IPS Law was closed by the Solicitors Regulation Authority on 11 November 2025 due to suspected dishonesty by Farnell. On 21 November 2025, Farnell said IPS Law had lodged an appeal against the SRA's decision. That appeal was dismissed by the High Court in May 2026, backing the SRA's decision to shut down IPS Law on the grounds of suspicions that its owner was dishonest, and Farnell remained suspended. Farnell told Legal Futures that he is pursuing an appeal against the High Court decision.
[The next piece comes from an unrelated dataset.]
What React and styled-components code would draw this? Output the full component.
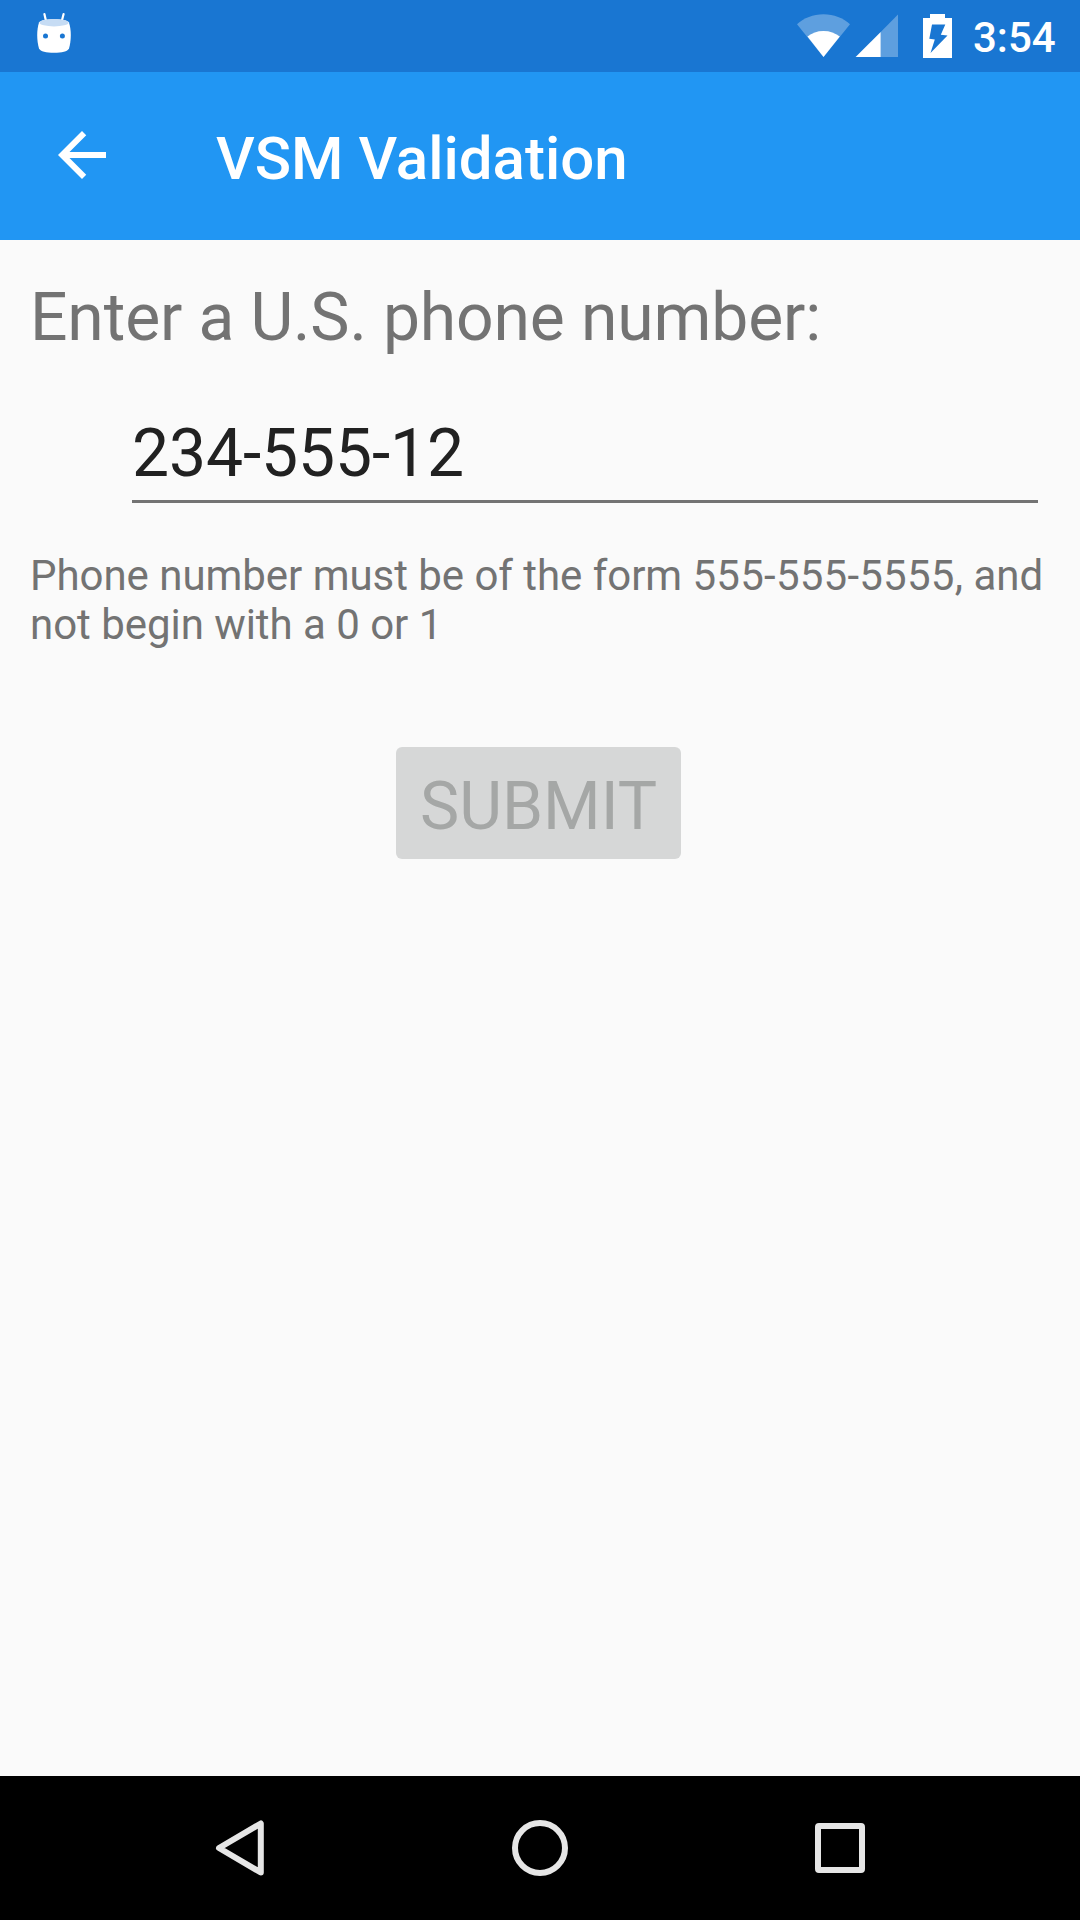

Also on 21 November 2025, the High Court ruled on a dispute relating to IPS Law's role in managing an escrow account. IPS Law held £1.5m on behalf of a Dubai-based businessman Mihir Choksi in relation to a deal with IPS client Biodex Trade Solutions. The judge said IPS's drafting of the agreement between Choksi and Biodex created sufficient uncertainty that the issue should proceed to trial. A witness statement from Farnell was criticised as "prolix and repetitive"; the court heard that an IPS paralegal had drafted the statement using an internal research memorandum with an AI overview.

In April 2026, IPS Law was officially wound up under the provisions of the Insolvency Act 1986 and a liquidator appointed. The order followed a petition by Global Sports Data and Technology Limited, which was owed around £421,000 by IPS Law. The court ordered that the petitioner's costs be paid out of IPS Law's assets.

==Personal life==
In February 2014, Farnell was found not guilty of assaulting his first wife Rebecca, with whom he had four children. In September 2015 at Newcastle magistrates' court, Farnell, along with Sammy Lee, Phil Gartside and others, faced counts of perjury brought by Gavin McCann's former agent in a private prosecution relating to McCann's 2007 transfer to Bolton Wanderers. No evidence was offered and all were cleared of any wrongdoing. Farnell lives in Mobberley, Cheshire.